Louis Kahn in Venice, a modestly scaled exhibition of drawings at the Italian Cultural Institute (IIC) in Westwood, explores the creative interaction of Italy and America and an unrealized project by a great modern master. Travel sketches are juxtaposed with the architect’s designs for the Palazzo dei Congressi, commissioned in 1968 by the tourist board of Venice. The exhibition was conceived by Francesca Valente, the visionary director of the IIC, who recently retired to Rome; and it was curated by architect Barton Myers, a student and associate of Kahn in the mid 1960s. “It was an unforgettable experience,” Myers recalled. “And this was my chance to pay back and enlighten students for whom history begins with the 21st century.”

 

Kahn was a student of the Beaux-Arts curriculum at the University of Pennsylvania, and sketching was an integral part of his design process. He loved charcoal because it allowed him to work quickly and erase with his hands, leaving traces of what was first there. The travel sketches in soft-toned or vibrantly-colored pastels are tiny works of art in their own right, but they are also clues to the way Kahn viewed the buildings and spaces that inspired him. Italy was a crucial stop in his yearlong tour of Europe in 1928–29, and he was architect in residence at the American Academy in Rome at the end of 1950. Those brief sojourns shaped his subsequent work: the mix of intimacy and monumentality that distinguishes the Salk Institute, the Kimball Museum, the Dhaka Capitol and other masterpieces.

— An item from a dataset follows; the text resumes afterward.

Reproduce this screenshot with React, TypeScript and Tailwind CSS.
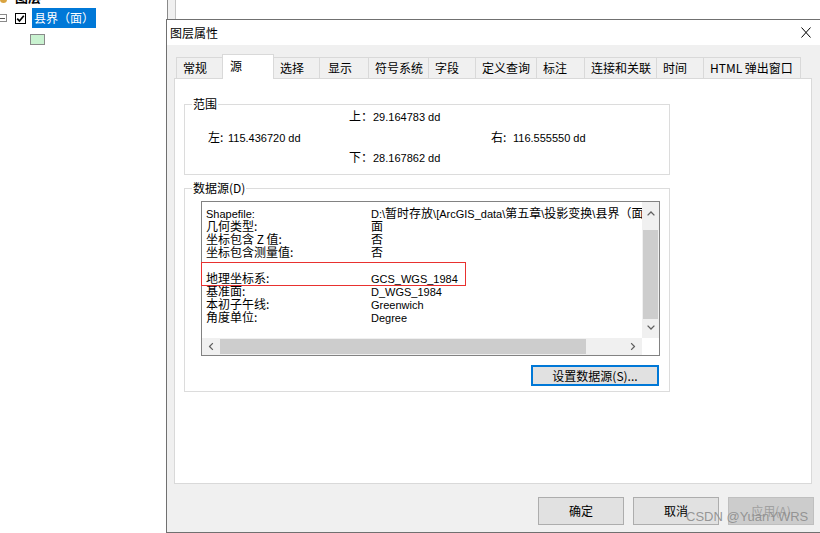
import React from 'react';

const tabs = [
  { label: '常规', cls: 'w-[47px]' },
  { label: '源', cls: 'w-[52px]', active: true },
  { label: '选择', cls: 'w-[47px]' },
  { label: '显示', cls: 'w-[50px] pl-[8px]' },
  { label: '符号系统', cls: 'w-[61px]' },
  { label: '字段', cls: 'w-[48px]' },
  { label: '定义查询', cls: 'w-[62px]' },
  { label: '标注', cls: 'w-[49px]' },
  { label: '连接和关联', cls: 'w-[73px]' },
  { label: '时间', cls: 'w-[48px]' },
  { label: 'HTML 弹出窗口', cls: 'w-[98px]' },
];

// Latin runs are drawn a size smaller, like the Tahoma/Segoe look of the original
const latin = "text-[11px] font-['Liberation_Sans','Noto_Sans_CJK_SC',sans-serif]";

function L({ children }: { children: React.ReactNode }) {
  return <span className={latin}>{children}</span>;
}

const pathParts: [string, boolean][] = [
  ['D:\\', true],
  ['暂时存放', false],
  ['\\[ArcGIS_data\\', true],
  ['第五章', false],
  ['\\', true],
  ['投影变换', false],
  ['\\', true],
  ['县界（面）', false],
  ['.shp', true],
];

const rows: [React.ReactNode, React.ReactNode][] = [
  [
    <L>Shapefile:</L>,
    <>
      {pathParts.map(([t, isLatin], i) =>
        isLatin ? <L key={i}>{t}</L> : <span key={i}>{t}</span>
      )}
    </>,
  ],
  ['几何类型:', '面'],
  ['坐标包含 Z 值:', '否'],
  ['坐标包含测量值:', '否'],
  ['', ''],
  ['地理坐标系:', <L>GCS_WGS_1984</L>],
  ['基准面:', <L>D_WGS_1984</L>],
  ['本初子午线:', <L>Greenwich</L>],
  ['角度单位:', <L>Degree</L>],
];

function Chevron({ rotate }: { rotate: string }) {
  return (
    <svg width="8" height="5" viewBox="0 0 8 5" className={rotate}>
      <path d="M0.6 4.4 L4 1 L7.4 4.4" stroke="#606060" strokeWidth="1.3" fill="none" />
    </svg>
  );
}

function GroupBox({ title, cls, children }: { title: string; cls: string; children: React.ReactNode }) {
  return (
    <div className={`relative ml-[9px] w-[486px] border border-[#dcdcdc] ${cls}`}>
      <span className="absolute left-[7px] top-[-9px] bg-white px-[1px] leading-[16px]">{title}</span>
      {children}
    </div>
  );
}

function Button({ label, cls }: { label: string; cls?: string }) {
  return (
    <div
      className={`flex h-[28px] w-[86px] items-center justify-center border ${
        cls ?? 'border-[#adadad] bg-[#e1e1e1] text-black'
      }`}
    >
      {label}
    </div>
  );
}

export default function App() {
  return (
    <div className="relative flex h-[533px] w-[820px] overflow-hidden bg-white text-[12px] text-black font-['Noto_Sans_CJK_SC','Liberation_Sans',sans-serif]">
      {/* TOC tree */}
      <div className="w-[166px] shrink-0">
        <div className="h-[4px] overflow-hidden">
          <div className="-mt-[10px] flex items-center gap-[8px]">
            <div className="h-[12px] w-[7px] rounded-sm bg-[#d9a441]" />
            <span className="text-[13px] font-bold leading-[14px]">图层</span>
          </div>
        </div>
        <div className="mt-[4px] flex h-[20px] items-center">
          <div className="ml-[-2px] flex h-[8px] w-[9px] items-center justify-center border border-[#8a8a8a]">
            <div className="h-[1px] w-[5px] bg-[#555]" />
          </div>
          <div className="ml-[8px] flex h-[11px] w-[11px] items-center justify-center border border-black">
            <svg width="9" height="9" viewBox="0 0 9 9">
              <path d="M1.2 4.6 L3.5 7 L7.8 1.8" stroke="#000" strokeWidth="1.7" fill="none" />
            </svg>
          </div>
          <div className="ml-[6px] h-[20px] bg-[#0078d7] px-[2px] text-[12px] leading-[20px] text-white">县界（面）</div>
        </div>
        <div className="ml-[30px] mt-[6px] h-[11px] w-[15px] border border-[#8a8a8a] bg-[#c9f2d0]" />
      </div>

      <div className="flex shrink-0 flex-col">
        {/* tree scrollbar peeking above the dialog */}
        <div className="h-[19px]">
          <div className="ml-[1px] h-full w-[9px] border-x border-l-[#8a8a8a] border-r-[#c4c4c4] bg-[#f0f0f0]" />
        </div>

        {/* Dialog */}
        <div className="flex h-[514px] w-[656px] flex-col border border-[#707070] bg-[#f0f0f0]">
          <div className="flex h-[25px] items-center bg-white pl-[3px] pr-[10px]">
            <span>图层属性</span>
            <svg width="10" height="11" viewBox="0 0 10 11" className="ml-auto">
              <path d="M0.5 0.5 L9.5 10.5 M9.5 0.5 L0.5 10.5" stroke="#000" strokeWidth="1" fill="none" />
            </svg>
          </div>

          <div className="flex flex-1 flex-col pl-[7px]">
            {/* Tabs */}
            <div className="mt-[9px] flex h-[24px] items-end pl-[3px]">
              {tabs.map((t) =>
                t.active ? (
                  <div
                    key={t.label}
                    className={`relative z-10 -ml-[1px] mb-[-1px] h-[25px] border-x border-t border-[#d9d9d9] bg-white pl-[7px] pt-[3px] leading-[16px] ${t.cls}`}
                  >
                    {t.label}
                  </div>
                ) : (
                  <div
                    key={t.label}
                    className={`-ml-[1px] h-[21px] border-x border-t border-[#d9d9d9] bg-[#f0f0f0] pl-[6px] leading-[20px] ${t.cls}`}
                  >
                    {t.label}
                  </div>
                )
              )}
            </div>

            {/* Tab panel */}
            <div className="flex h-[406px] w-[638px] flex-col border border-[#d9d9d9] bg-white">
              <GroupBox title="范围" cls="mt-[25px] h-[71px] pt-[1px]">
                <div className="flex h-[20px] items-baseline pl-[164px] leading-[20px]">
                  <span className="w-[24px]">上：</span>
                  <L>29.164783 dd</L>
                </div>
                <div className="flex h-[21px] items-baseline pl-[23px] leading-[21px]">
                  <span className="w-[20px]">左:</span>
                  <span className={`w-[263px] ${latin}`}>115.436720 dd</span>
                  <span className="w-[22px]">右:</span>
                  <L>116.555550 dd</L>
                </div>
                <div className="flex h-[20px] items-baseline pl-[164px] leading-[20px]">
                  <span className="w-[24px]">下：</span>
                  <L>28.167862 dd</L>
                </div>
              </GroupBox>

              <GroupBox title="数据源(D)" cls="mt-[13px] h-[204px]">
                {/* list box */}
                <div className="relative ml-[16px] mt-[12px] flex h-[155px] w-[459px] flex-col border border-[#828282]">
                  <div className="flex min-h-0 flex-1">
                    <div className="flex-1 overflow-hidden pl-[4px] pt-[4px]">
                      {rows.map(([k, v], i) => (
                        <div key={i} className="flex h-[13px] items-baseline whitespace-nowrap leading-[13px]">
                          <span className="w-[165px] shrink-0">{k}</span>
                          <span>{v}</span>
                        </div>
                      ))}
                    </div>
                    <div className="flex w-[17px] flex-col items-center bg-[#f0f0f0]">
                      <div className="flex h-[18px] items-center justify-center pt-[4px]">
                        <Chevron rotate="" />
                      </div>
                      <div className="mt-[10px] h-[89px] w-[15px] bg-[#cdcdcd]" />
                      <div className="flex flex-1 items-center justify-center pb-[2px]">
                        <Chevron rotate="rotate-180" />
                      </div>
                    </div>
                  </div>
                  <div className="flex h-[17px]">
                    <div className="flex flex-1 items-center bg-[#f0f0f0]">
                      <div className="flex w-[18px] items-center justify-center">
                        <Chevron rotate="-rotate-90" />
                      </div>
                      <div className="h-[15px] w-[366px] bg-[#cdcdcd]" />
                      <div className="flex flex-1 items-center justify-end pr-[5px]">
                        <Chevron rotate="rotate-90" />
                      </div>
                    </div>
                    <div className="w-[17px] bg-white" />
                  </div>
                  {/* red highlight annotation */}
                  <div className="absolute left-[-1px] top-[60px] h-[24px] w-[265px] border border-[#e8312f]" />
                </div>
                <div className="ml-[346px] mt-[9px] flex h-[21px] w-[128px] items-center justify-center border-2 border-[#0078d7] bg-[#e1e1e1]">
                  设置数据源(S)...
                </div>
              </GroupBox>
            </div>

            {/* Dialog buttons */}
            <div className="ml-[364px] mt-[13px] flex gap-[9px]">
              <Button label="确定" />
              <Button label="取消" />
              <Button label="应用(A)" cls="border-[#bfbfbf] bg-[#cccccc] text-[#a0a0a0]" />
            </div>
          </div>
        </div>
      </div>

      {/* watermark */}
      <div className="absolute left-[686px] top-[509px] text-[13px] leading-[16px] text-[#8c8c8c]/90 font-['Liberation_Sans',sans-serif]">
        CSDN @YuanYWRS
      </div>
    </div>
  );
}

For the proposed site of the Palazzo dei Congressi, in the Giardini of Venice, he sketched a 460 x 100-foot suspension structure, supported on massive piers at either end to raise it above the flood level and minimize the number of caissons. The site was judged too sensitive by the city council, and the project was relocated to the Arsenale, where it was to bridge a canal. For this decaying shipyard, shielded from public gaze and hosting innovative art and architecture installations during the Biennales, it was an ideal solution. It would have been the second habitable bridge in Venice after the Rialto, as grand as the one proposed by Palladio.

 

A charcoal presentation drawing, eleven feet wide, shows the sweep of the building’s underside, which evokes the Siena Campo as a natural amphitheater and supports banks of seating for 2,500. Kahn described it as a section through a theater in the round, where people would look at people rather than all face one way. A large site model shows how well it would have fit in amid the crumbling warehouses and still waters of the Arsenale. The Venetians were supportive, but the project quietly expired even before Kahn’s death in 1974. As an associate explained, “Venice was waiting for money from Rome and the money never came.”